Child Welfare Workers With More Experience in Statutory Roles May Have Higher Thresholds for Intervention
Six studies (seven papers), three of which were high-quality, considered how experience and education influenced child welfare workers’ decision-making. Three quantitative studies that analyzed responses to case vignettes presented a mixed picture. One found no statistically significant association between levels of experience and decision-making (Coohey, 2003), whereas two studies found that workers with more experience in child welfare settings tended to have higher thresholds (Denne et al., 2019; Freisthler et al., 2017). The latter finding was also supported by a qualitative study, where one of the social workers interviewed commented that: “newly qualified workers . . . have a case of neglect and feel that it needs the children perhaps removing . . . a more experienced worker may go in there and say . . . the threshold isn’t quite met” (Casey & Hackett, 2021, p. 2106).
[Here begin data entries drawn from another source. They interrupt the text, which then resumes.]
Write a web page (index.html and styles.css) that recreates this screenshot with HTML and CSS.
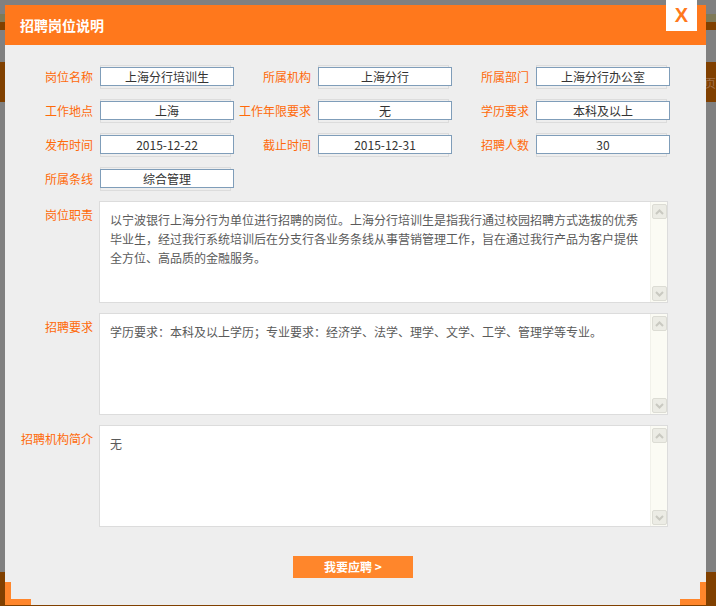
FILE: index.html
```html
<!DOCTYPE html>
<html lang="zh-CN">
<head>
<meta charset="utf-8">
<title>招聘岗位说明</title>
<link rel="stylesheet" href="styles.css">
</head>
<body>
<div class="page">
  <div class="bg-strip-a"></div>
  <div class="bg-strip-b"></div>
  <div class="bg-band"><span class="bg-tab">页</span></div>
  <div class="bg-fill"></div>
  <div class="bg-footer"></div>
</div>

<div class="modal">
  <div class="modal-head"><h1 class="modal-title">招聘岗位说明</h1></div>
  <a class="modal-close">X</a>

  <div class="modal-body">
    <div class="fields">
      <div class="f-label">岗位名称</div><div class="f-val"><div class="f-box">上海分行培训生</div></div>
      <div class="f-label">所属机构</div><div class="f-val"><div class="f-box">上海分行</div></div>
      <div class="f-label">所属部门</div><div class="f-val"><div class="f-box">上海分行办公室</div></div>

      <div class="f-label">工作地点</div><div class="f-val"><div class="f-box">上海</div></div>
      <div class="f-label">工作年限要求</div><div class="f-val"><div class="f-box">无</div></div>
      <div class="f-label">学历要求</div><div class="f-val"><div class="f-box">本科及以上</div></div>

      <div class="f-label">发布时间</div><div class="f-val"><div class="f-box">2015-12-22</div></div>
      <div class="f-label">截止时间</div><div class="f-val"><div class="f-box">2015-12-31</div></div>
      <div class="f-label">招聘人数</div><div class="f-val"><div class="f-box">30</div></div>

      <div class="f-label">所属条线</div><div class="f-val"><div class="f-box">综合管理</div></div>
    </div>

    <div class="area-row">
      <div class="a-label">岗位职责</div>
      <div class="a-box">
        <div class="a-text">以宁波银行上海分行为单位进行招聘的岗位。上海分行培训生是指我行通过校园招聘方式选拔的优秀毕业生，经过我行系统培训后在分支行各业务条线从事营销管理工作，旨在通过我行产品为客户提供全方位、高品质的金融服务。</div>
        <div class="sb">
          <span class="sb-btn"><svg width="9" height="6" viewBox="0 0 9 6"><path d="M1 5 L4.5 1.5 L8 5" fill="none" stroke="#c9c9c1" stroke-width="2"/></svg></span>
          <span class="sb-track"></span>
          <span class="sb-btn"><svg width="9" height="6" viewBox="0 0 9 6"><path d="M1 1 L4.5 4.5 L8 1" fill="none" stroke="#c9c9c1" stroke-width="2"/></svg></span>
        </div>
      </div>
    </div>

    <div class="area-row">
      <div class="a-label">招聘要求</div>
      <div class="a-box">
        <div class="a-text">学历要求：本科及以上学历；专业要求：经济学、法学、理学、文学、工学、管理学等专业。</div>
        <div class="sb">
          <span class="sb-btn"><svg width="9" height="6" viewBox="0 0 9 6"><path d="M1 5 L4.5 1.5 L8 5" fill="none" stroke="#c9c9c1" stroke-width="2"/></svg></span>
          <span class="sb-track"></span>
          <span class="sb-btn"><svg width="9" height="6" viewBox="0 0 9 6"><path d="M1 1 L4.5 4.5 L8 1" fill="none" stroke="#c9c9c1" stroke-width="2"/></svg></span>
        </div>
      </div>
    </div>

    <div class="area-row">
      <div class="a-label">招聘机构简介</div>
      <div class="a-box">
        <div class="a-text">无</div>
        <div class="sb">
          <span class="sb-btn"><svg width="9" height="6" viewBox="0 0 9 6"><path d="M1 5 L4.5 1.5 L8 5" fill="none" stroke="#c9c9c1" stroke-width="2"/></svg></span>
          <span class="sb-track"></span>
          <span class="sb-btn"><svg width="9" height="6" viewBox="0 0 9 6"><path d="M1 1 L4.5 4.5 L8 1" fill="none" stroke="#c9c9c1" stroke-width="2"/></svg></span>
        </div>
      </div>
    </div>

    <div class="actions">
      <button class="apply-btn" type="button">我要应聘 &gt;</button>
    </div>
  </div>

  <span class="corner corner-bl"></span>
  <span class="corner corner-br"></span>
</div>
</body>
</html>
```

FILE: styles.css
```css
* { box-sizing: border-box; }

html, body {
  margin: 0;
  padding: 0;
  height: 100%;
  overflow: hidden;
}

body {
  background: #808080;
  font-family: "Noto Sans CJK SC", "Liberation Sans", sans-serif;
  font-size: 12px;
  position: relative;
}

/* dimmed page behind the dialog */
.page {
  display: flex;
  flex-direction: column;
  height: 606px;
  padding-top: 14px;
}
.bg-strip-a { height: 8px; background: #7f7a58; }
.bg-strip-b { height: 8px; background: #804000; }
.bg-band {
  margin-top: 32px;
  height: 40px;
  background: #804000;
  display: flex;
  justify-content: flex-end;
  align-items: center;
}
.bg-tab {
  color: #a0714a;
  font-size: 12px;
  margin-right: 0;
}
.bg-fill { flex: 1; }
.bg-footer { height: 34px; background: #804000; }

/* dialog */
.modal {
  position: absolute;
  left: 5px;
  top: 5px;
  width: 701px;
  height: 600px;
  background: #eeeeee;
}

.modal-head {
  height: 40px;
  background: #ff781c;
  padding-left: 15px;
}
.modal-title {
  margin: 0;
  color: #ffffff;
  font-size: 14px;
  font-weight: bold;
  line-height: 41px;
}

.modal-close {
  position: absolute;
  top: -5px;
  right: 9px;
  width: 31px;
  height: 31px;
  background: #ffffff;
  color: #ff781c;
  font-family: "Liberation Sans", Arial, sans-serif;
  font-weight: bold;
  font-size: 20px;
  line-height: 31px;
  text-align: center;
}

.modal-body {
  padding: 20px 0 0 11px;
}

.fields {
  display: grid;
  grid-template-columns: 84px 134px 84px 134px 84px 134px;
  grid-auto-rows: 24px;
  row-gap: 10px;
}

.f-label {
  color: #ff6a0a;
  text-align: right;
  padding-right: 7px;
  line-height: 24px;
  white-space: nowrap;
}

.f-val {
  width: 131px;
  height: 24px;
  border: 1px solid #dcdcdc;
}

.f-box {
  margin: 1px 0 0 -1px;
  width: 134px;
  height: 19px;
  border: 1px solid #7f9db9;
  background: #ffffff;
  color: #333333;
  text-align: center;
  line-height: 17px;
  white-space: nowrap;
}

.area-row {
  display: grid;
  grid-template-columns: 84px 568px;
  margin-top: 10px;
}

.a-label {
  color: #ff6a0a;
  text-align: right;
  padding: 5px 7px 0 0;
  line-height: 18px;
  white-space: nowrap;
}

.a-box {
  margin-left: -1px;
  height: 102px;
  border: 1px solid #dcdcdc;
  background: #ffffff;
  display: flex;
}

.a-text {
  flex: 1;
  padding: 8px 8px 0 10px;
  color: #5a5a5a;
  line-height: 19px;
}

.sb {
  width: 17px;
  background: #fbfbf4;
  border-left: 1px solid #f1f1ea;
  display: flex;
  flex-direction: column;
  align-items: center;
  padding: 2px 0 1px;
}
.sb-btn {
  width: 15px;
  height: 15px;
  background: #ecece5;
  border: 1px solid #dcdcd4;
  border-radius: 2px;
  display: flex;
  align-items: center;
  justify-content: center;
}
.sb-track { flex: 1; }

.actions {
  display: flex;
  justify-content: center;
  padding: 29px 16px 0 0;
}

.apply-btn {
  width: 120px;
  height: 22px;
  border: 0;
  padding: 0;
  background: #ff862b;
  color: #ffffff;
  font-family: "Noto Sans CJK SC", "Liberation Sans", sans-serif;
  font-size: 12px;
  font-weight: bold;
  line-height: 22px;
}

.corner {
  position: absolute;
  bottom: 0;
  width: 26px;
  height: 23px;
  border-bottom: 6px solid #ff862b;
}
.corner-bl { left: 0; border-left: 6px solid #ff862b; }
.corner-br { right: 0; border-right: 6px solid #ff862b; }
```
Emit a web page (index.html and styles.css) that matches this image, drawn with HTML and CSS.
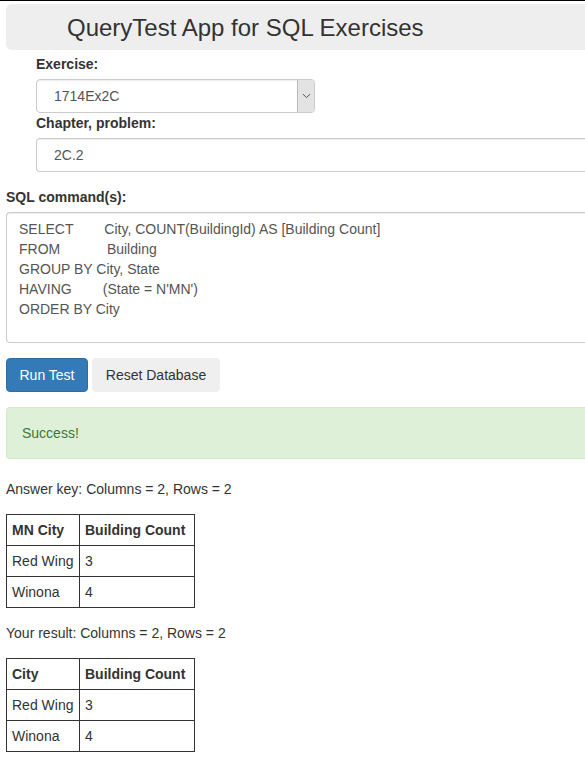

More studies, therefore, suggested that experience could influence decision-making, leading to higher thresholds, but the evidence is scarce and is therefore inconclusive.
Turning next to job role, one study suggested that staff in investigatory roles rated neglect vignettes more seriously than those in service roles, although the difference was only statistically significant for vignettes concerning emotional neglect (Rose & Meezan, 1995, 1996). Initially, this would appear to contradict the former studies, suggesting that those with more child protection experience had lower thresholds. However, Rose and Meezan note that, at the time, the state studied allowed individuals without a social work qualification to work in investigatory child welfare roles, for example, police, who have a different training route and value base, which may explain the difference.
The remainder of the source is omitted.